• TASK STATEMENT
Reproduce the lines of the material exactly, excluding every image.

********

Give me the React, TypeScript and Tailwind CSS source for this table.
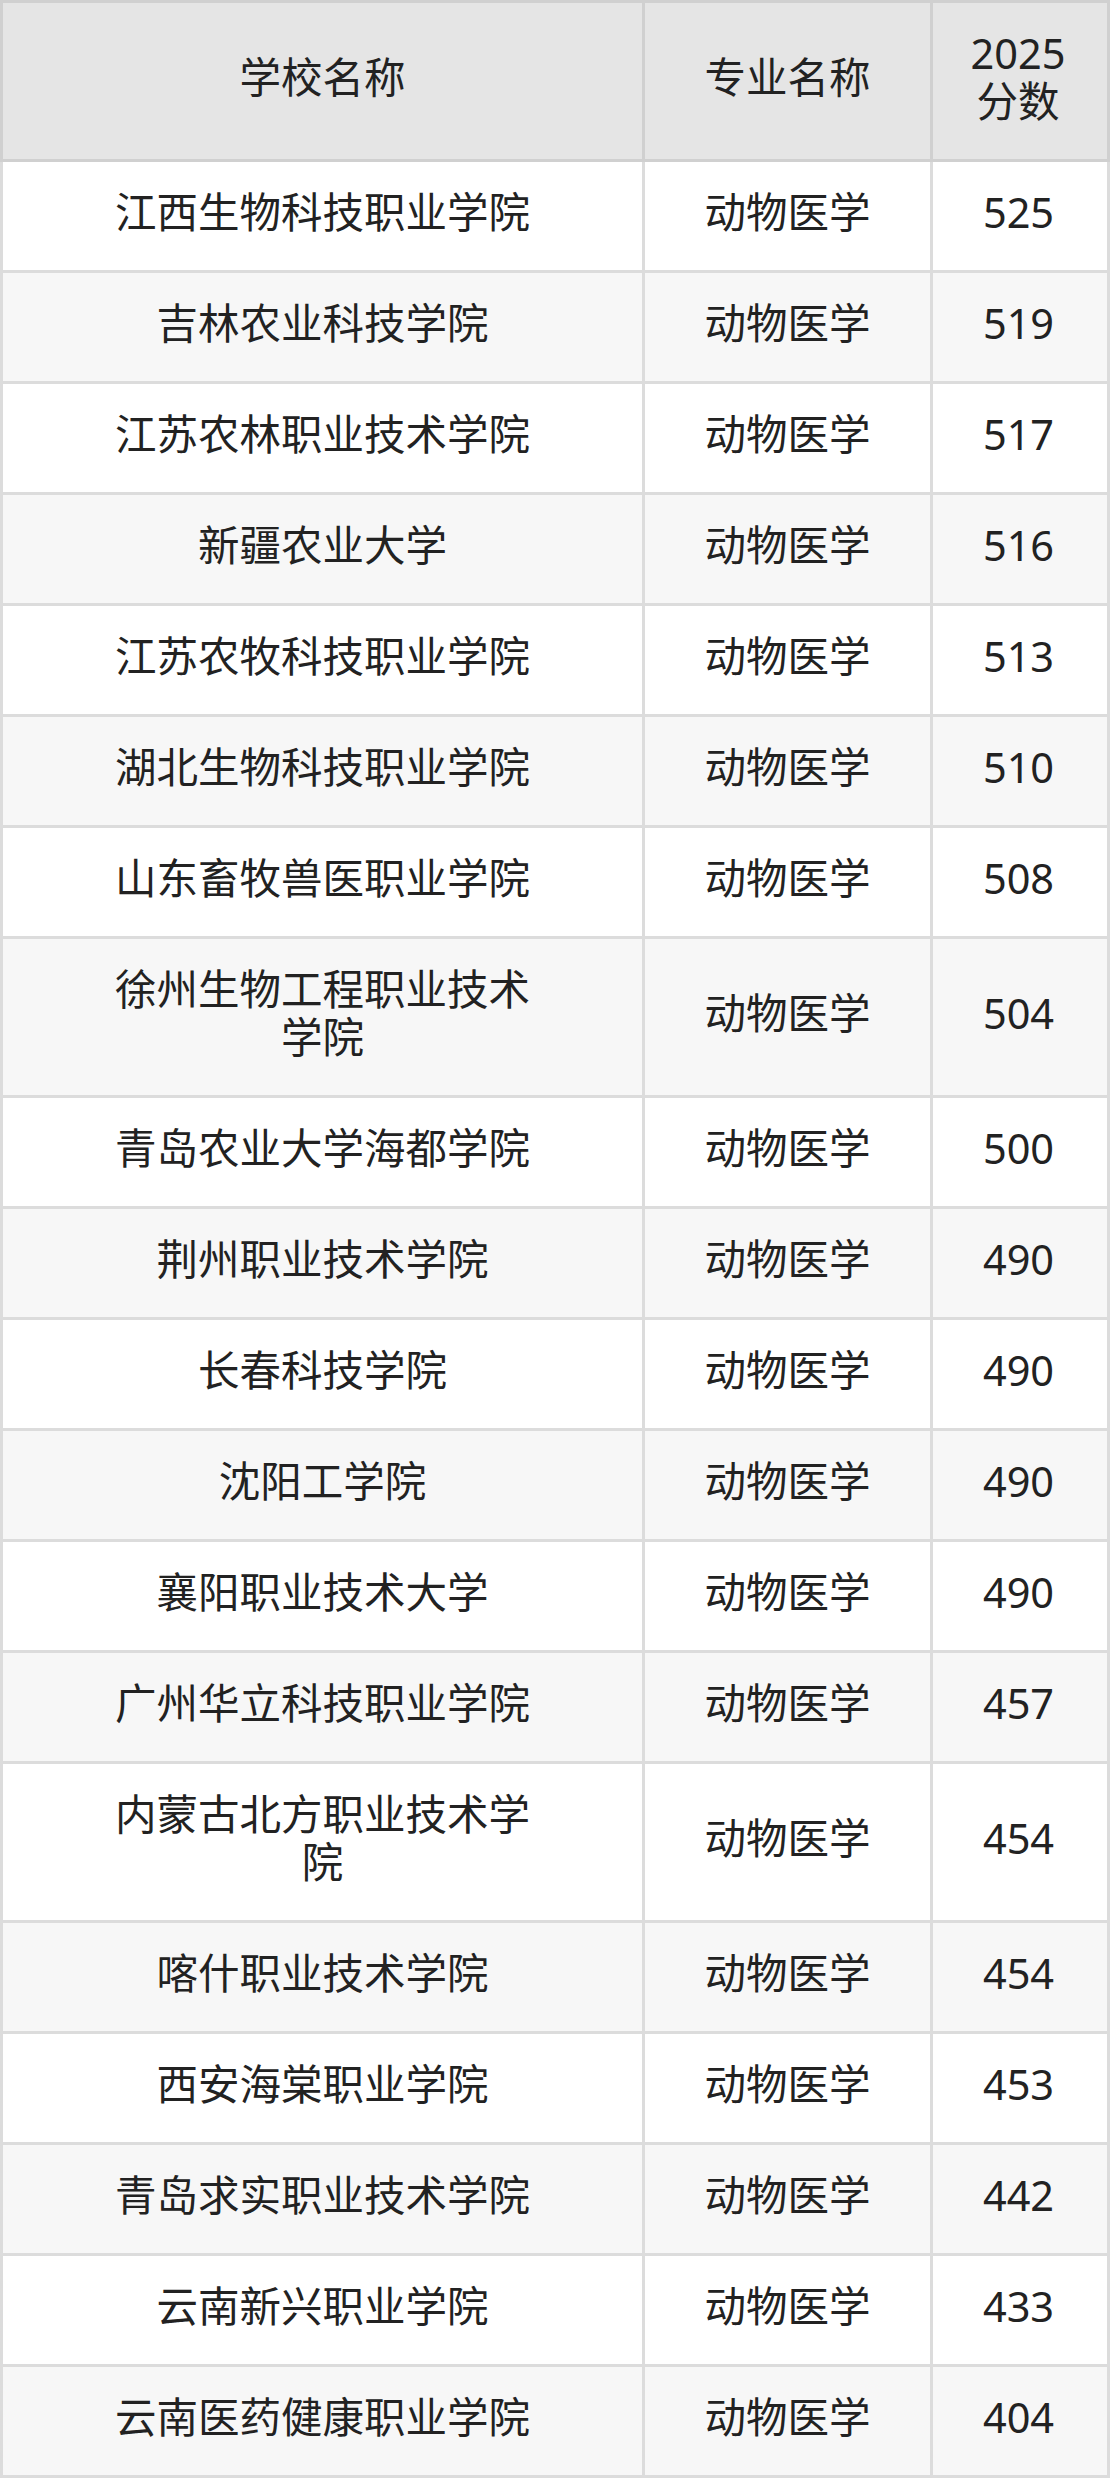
import React from "react";

const rows: { name: string; score: string; tall?: boolean }[] = [
  { name: "江西生物科技职业学院", score: "525" },
  { name: "吉林农业科技学院", score: "519" },
  { name: "江苏农林职业技术学院", score: "517" },
  { name: "新疆农业大学", score: "516" },
  { name: "江苏农牧科技职业学院", score: "513" },
  { name: "湖北生物科技职业学院", score: "510" },
  { name: "山东畜牧兽医职业学院", score: "508" },
  { name: "徐州生物工程职业技术学院", score: "504", tall: true },
  { name: "青岛农业大学海都学院", score: "500" },
  { name: "荆州职业技术学院", score: "490" },
  { name: "长春科技学院", score: "490" },
  { name: "沈阳工学院", score: "490" },
  { name: "襄阳职业技术大学", score: "490" },
  { name: "广州华立科技职业学院", score: "457" },
  { name: "内蒙古北方职业技术学院", score: "454", tall: true },
  { name: "喀什职业技术学院", score: "454" },
  { name: "西安海棠职业学院", score: "453" },
  { name: "青岛求实职业技术学院", score: "442" },
  { name: "云南新兴职业学院", score: "433" },
  { name: "云南医药健康职业学院", score: "404" },
];

export default function App() {
  return (
    <div
      className="w-[1110px] text-[#222222] text-[41.5px] leading-[48px]"
      style={{ fontFamily: '"Noto Sans", "Noto Sans CJK SC", sans-serif' }}
    >
      <div className="grid grid-cols-[639px_285px_174px] gap-x-[3px] bg-[#d0d0d0] p-[3px]">
        <div className="h-[156px] bg-[#e5e5e5] flex items-center justify-center text-center px-[100px] pb-[8px]">
          学校名称
        </div>
        <div className="h-[156px] bg-[#e5e5e5] flex items-center justify-center text-center px-[20px] pb-[8px]">
          专业名称
        </div>
        <div className="h-[156px] bg-[#e5e5e5] flex items-center justify-center text-center pl-[22px] pr-[26px] pb-[8px]">
          2025分数
        </div>
      </div>
      <div className="grid grid-cols-[639px_285px_174px] gap-[3px] bg-[#dcdcdc] px-[3px] pb-[3px]">
        {rows.map((r, i) => {
          const bg = i % 2 === 0 ? "bg-white" : "bg-[#f7f7f7]";
          const h = r.tall ? "h-[156px]" : "h-[108px]";
          return (
            <React.Fragment key={i}>
              <div className={`${bg} ${h} flex items-center justify-center text-center px-[100px] pb-[8px]`}>
                {r.name}
              </div>
              <div className={`${bg} ${h} flex items-center justify-center text-center pb-[8px]`}>
                动物医学
              </div>
              <div className={`${bg} ${h} flex items-center justify-center text-center pr-[3px] pb-[8px]`}>
                {r.score}
              </div>
            </React.Fragment>
          );
        })}
      </div>
    </div>
  );
}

********

• SOLUTION TO THE PROBLEM
Give me the React, TypeScript and Tailwind CSS source for this table.
import React from "react";

const rows: { name: string; score: string; tall?: boolean }[] = [
  { name: "江西生物科技职业学院", score: "525" },
  { name: "吉林农业科技学院", score: "519" },
  { name: "江苏农林职业技术学院", score: "517" },
  { name: "新疆农业大学", score: "516" },
  { name: "江苏农牧科技职业学院", score: "513" },
  { name: "湖北生物科技职业学院", score: "510" },
  { name: "山东畜牧兽医职业学院", score: "508" },
  { name: "徐州生物工程职业技术学院", score: "504", tall: true },
  { name: "青岛农业大学海都学院", score: "500" },
  { name: "荆州职业技术学院", score: "490" },
  { name: "长春科技学院", score: "490" },
  { name: "沈阳工学院", score: "490" },
  { name: "襄阳职业技术大学", score: "490" },
  { name: "广州华立科技职业学院", score: "457" },
  { name: "内蒙古北方职业技术学院", score: "454", tall: true },
  { name: "喀什职业技术学院", score: "454" },
  { name: "西安海棠职业学院", score: "453" },
  { name: "青岛求实职业技术学院", score: "442" },
  { name: "云南新兴职业学院", score: "433" },
  { name: "云南医药健康职业学院", score: "404" },
];

export default function App() {
  return (
    <div
      className="w-[1110px] text-[#222222] text-[41.5px] leading-[48px]"
      style={{ fontFamily: '"Noto Sans", "Noto Sans CJK SC", sans-serif' }}
    >
      <div className="grid grid-cols-[639px_285px_174px] gap-x-[3px] bg-[#d0d0d0] p-[3px]">
        <div className="h-[156px] bg-[#e5e5e5] flex items-center justify-center text-center px-[100px] pb-[8px]">
          学校名称
        </div>
        <div className="h-[156px] bg-[#e5e5e5] flex items-center justify-center text-center px-[20px] pb-[8px]">
          专业名称
        </div>
        <div className="h-[156px] bg-[#e5e5e5] flex items-center justify-center text-center pl-[22px] pr-[26px] pb-[8px]">
          2025分数
        </div>
      </div>
      <div className="grid grid-cols-[639px_285px_174px] gap-[3px] bg-[#dcdcdc] px-[3px] pb-[3px]">
        {rows.map((r, i) => {
          const bg = i % 2 === 0 ? "bg-white" : "bg-[#f7f7f7]";
          const h = r.tall ? "h-[156px]" : "h-[108px]";
          return (
            <React.Fragment key={i}>
              <div className={`${bg} ${h} flex items-center justify-center text-center px-[100px] pb-[8px]`}>
                {r.name}
              </div>
              <div className={`${bg} ${h} flex items-center justify-center text-center pb-[8px]`}>
                动物医学
              </div>
              <div className={`${bg} ${h} flex items-center justify-center text-center pr-[3px] pb-[8px]`}>
                {r.score}
              </div>
            </React.Fragment>
          );
        })}
      </div>
    </div>
  );
}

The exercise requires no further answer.